I'll give my shot at explaining this as well (it will help me understand this better also). The following is a long ramble (I tend to do that). If it's something you already understand, then just ignore it, since I don't know how much you know.
As symbolipoint said, when we "complete the square," we are really changing the quadratic equation from some form/representation to an equivalent representation mathematicians call standard form. It is important to realize that the goal is to transform the quadratic equation into standard form, and it doesn't really matter how you do it. "Completing the square" is perhaps the easiest method, but never forget that it is really just a tool to get your equation into standard form.
First of all, why would we want to transform the quadratic equation into standard form? One of the forms of the quadratic equation we are often taught is f(x)=y=ax^2+bx+c, but it is not clear from the equation that the graph should be a parabola. We are told by our teachers that the graph is a parabola, but why?
Take an example. Suppose our equation is y=x^2+4x+1. We graph this equation with several points, and the more points we add, the more we see that, indeed, the graph does look like it is a parabola. But why? We don't see this intuitively. Why does one x^2 plus a 4x plus a 1 give me a parabola? What if I had x^2+4x+2? Would that still be a parabola? What if I had 5x^2+33x+43? Would that still be a parabola?

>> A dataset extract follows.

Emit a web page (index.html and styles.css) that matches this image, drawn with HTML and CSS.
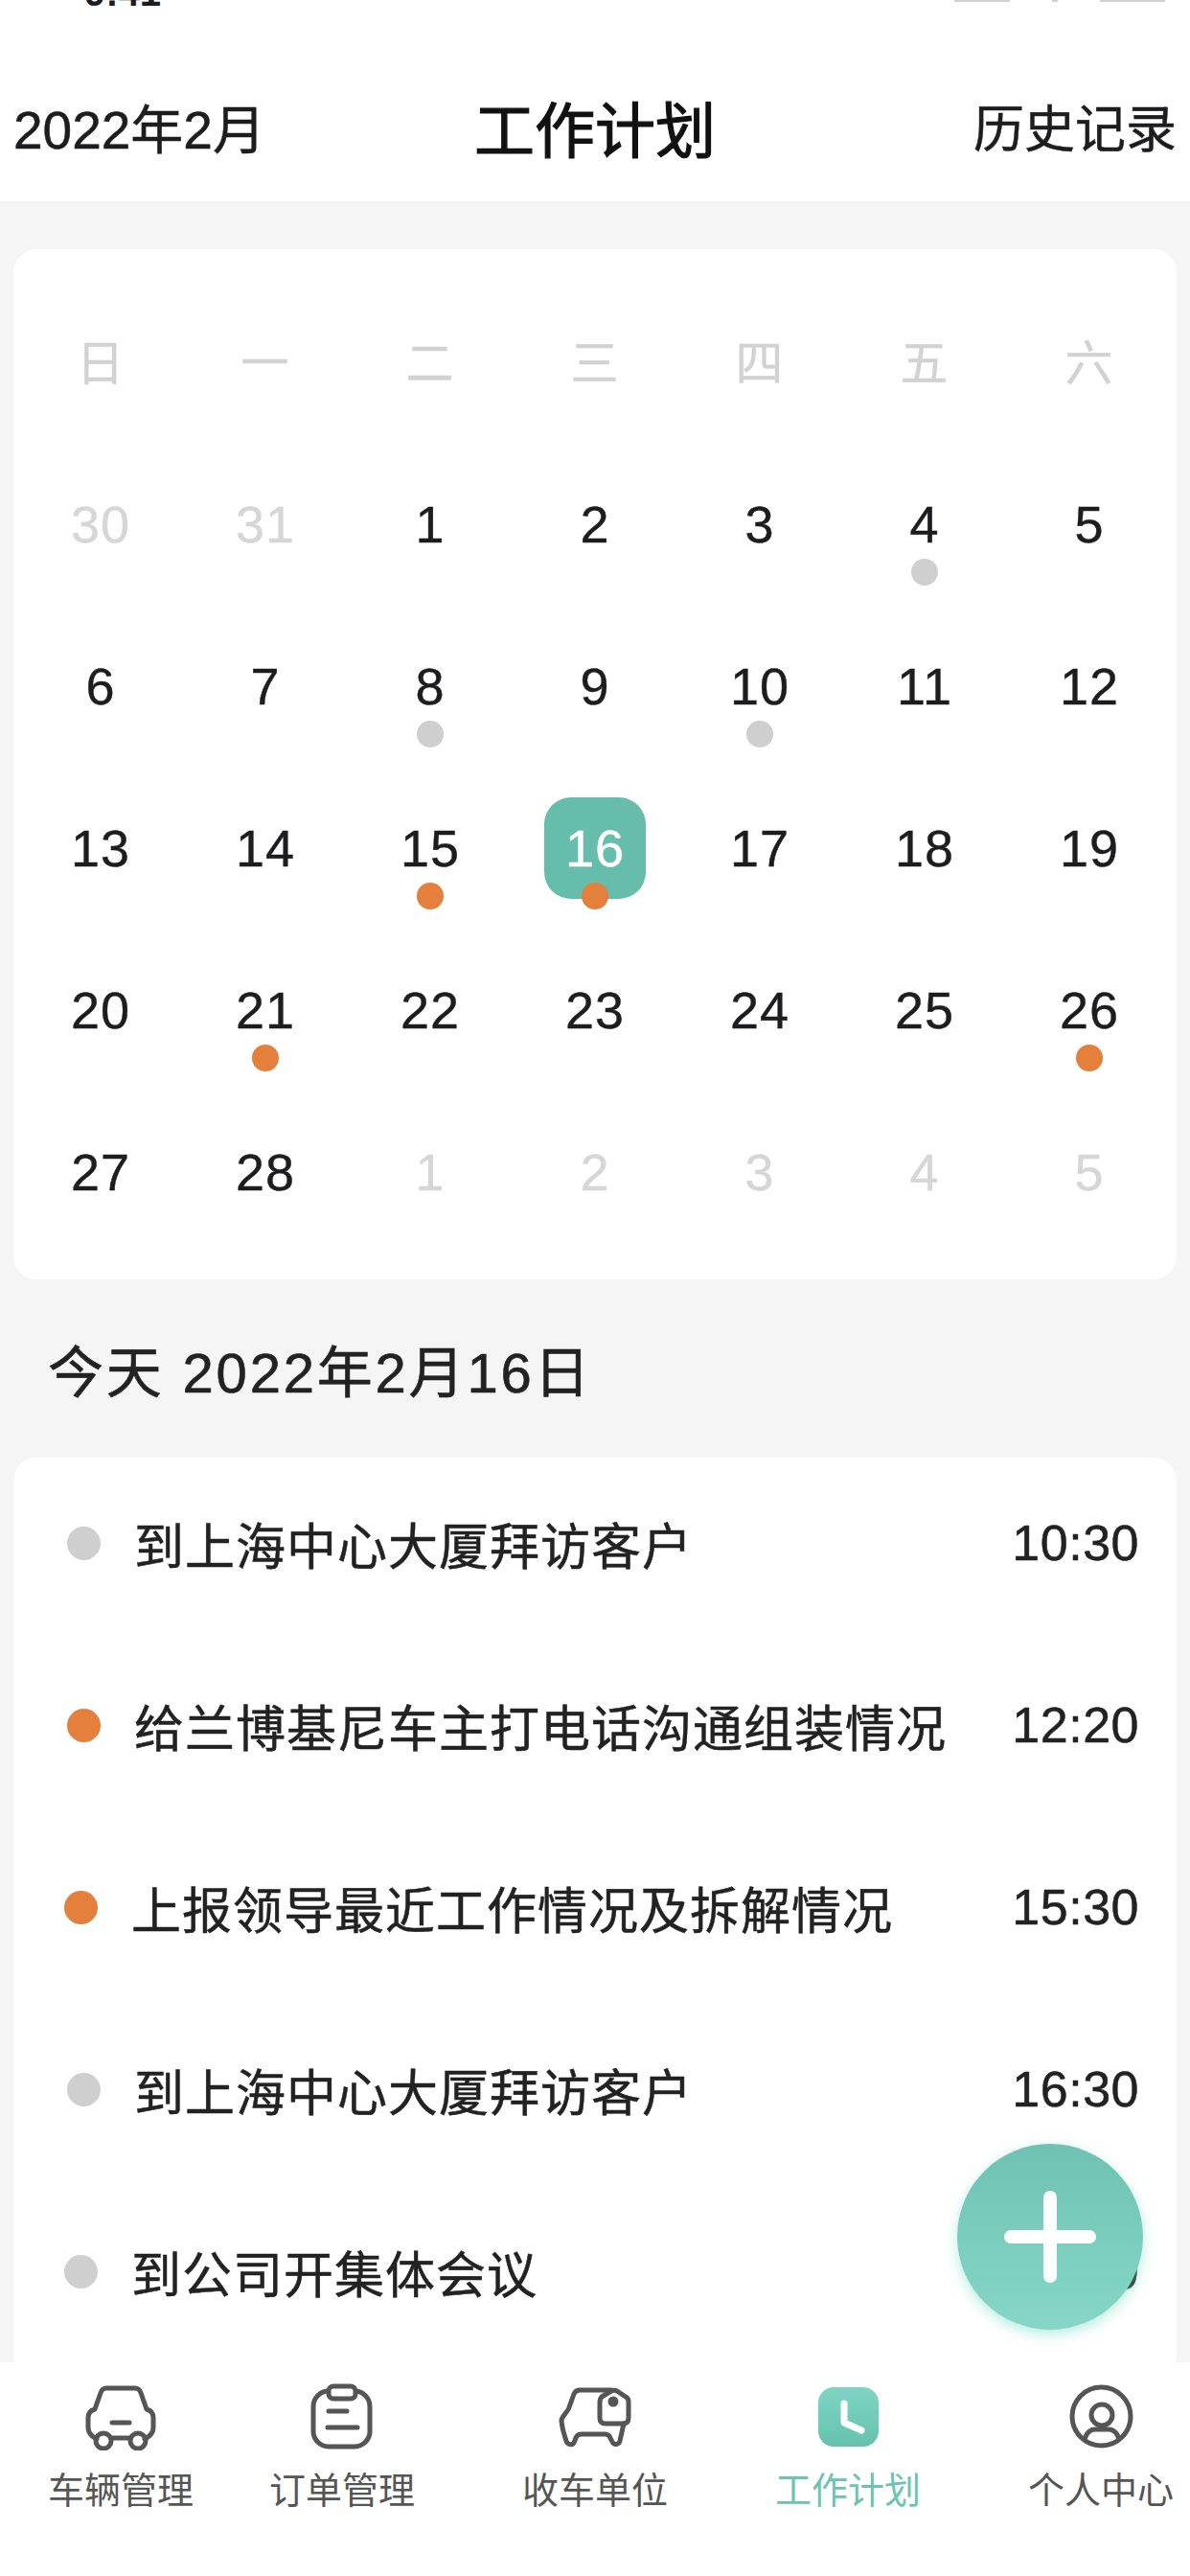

We try several more sample equations, and we find that all equations in the form y=ax^2+bx+c seem to be parabolas. We have a strong suspicion that they are all parabolas, but we still can't see why from the equation. Let's play around with the equation to see if we can make it look like something we would associate with a parabola.
Take y=x^2+4x+1 again. We can't factor this equation. After staring at it form awhile, however, we may get a bright idea. What if we add something to both sides to make the right hand side something that can be factored? Let's make it easy by just making the right hand side a perfect square. We recall that (x+a)^2 = x^2+2ax+a^2. From our equation, it looks like 2a=4 \implies a=2. Then the constant term a^2=4. Right now, we have a 1, but we want to make it a 4. We can add 3 to both sides, however. Then, we would have
y+3 = x^2 + 4x + 4
You should know that we chose the right hand side to be a perfect square completely arbitrarily. But you'll also see that we were lucky that we made this choice, because it will soon enable us to see why we have a parabola.
This is also why the method is called "completing the square," because we are making a perfect square on the right hand side. Now, you might be thinking, my book would have told me to first subtract 1 on both sides. I would then have
y-1 = x^2+4x \implies y-1+4 = x^2+4x+4,
but can you see that this is really the same thing? We are really adding three to both sides. Textbooks will often give you a routine set of steps. They tell you to subtract the constant on both sides, and then add some constant to both sides, but you can always combine both the subtraction and the addition! If you know that you want a perfect square on the right hand side, then you understand the concept. The objective is not to subtract and add, it is to get a perfect square on the right hand side.
Sometimes, people will also tell you this,
y=x^2+4x+1=x^2+4x+(4-4)+1
That is true, because 4-4=0, but if you understand that we are trying to get a perfect square on both sides, you know that what we really want is
y=(x^2+4x+4) - 4+1=(x^2+4x+4)-3
which you should be able to see is the same thing as what we got before, just with the 3 on the other side.
Now, you will see why it was important to get a perfect square. We now have
y+3 = x^2+4x+4 = (x+2)^2 \implies y=(x+2)^2-3
and this is beautiful because we can see that this is exactly the equation for a parabola! If we substitute, for example, z=x+2, we have y=z^2-3 and we see that this is just a parabola shifted down three units.
So you see that the reason we wanted a perfect square on the RHS was so we could collapse it into a single quantity squared (in this case x+2). Then, it is very clear that the shape of the graph is a parabola.
Well, that's fine, you could say, but what about my situation, when the equation is
y=2x^2-4x+7
We again want to make the RHS into some perfect square. We don't want to worry about the 7 right now, so we can, as in your book, move it over to the left hand side, so we have
y-7=2x^2-4x
It is extremely important that you understand this step is optional! The textbook tells you to do it because it makes looking at the RHS much easier. There isn't a random number there that is distracting you from your objective, which is to make a perfect square.
This is difficult, because we have a 2 in the front. However, we notice that if we divide both sides by 2, then we would have
\frac{y-7}{2}=\frac{y}{2}-\frac{7}{2}=x^2+2x
Now, we know what to do! Give it a try.
You should strive to understand the big concepts. Going through this method of completing the square, what you should learn is why an equation
y=ax^2+bx+c
is a parabola. You should also begin to see that every type of equation in that form has an equivalent standard form that you get after completing the square.
Your teacher, your book, and your class will ask you questions such as, find the vertex, etc. These are important, because they show you applications of the standard form, but you should also understand the connection between the form ax^2+bx+c and the standard form a(x-c)^2+d.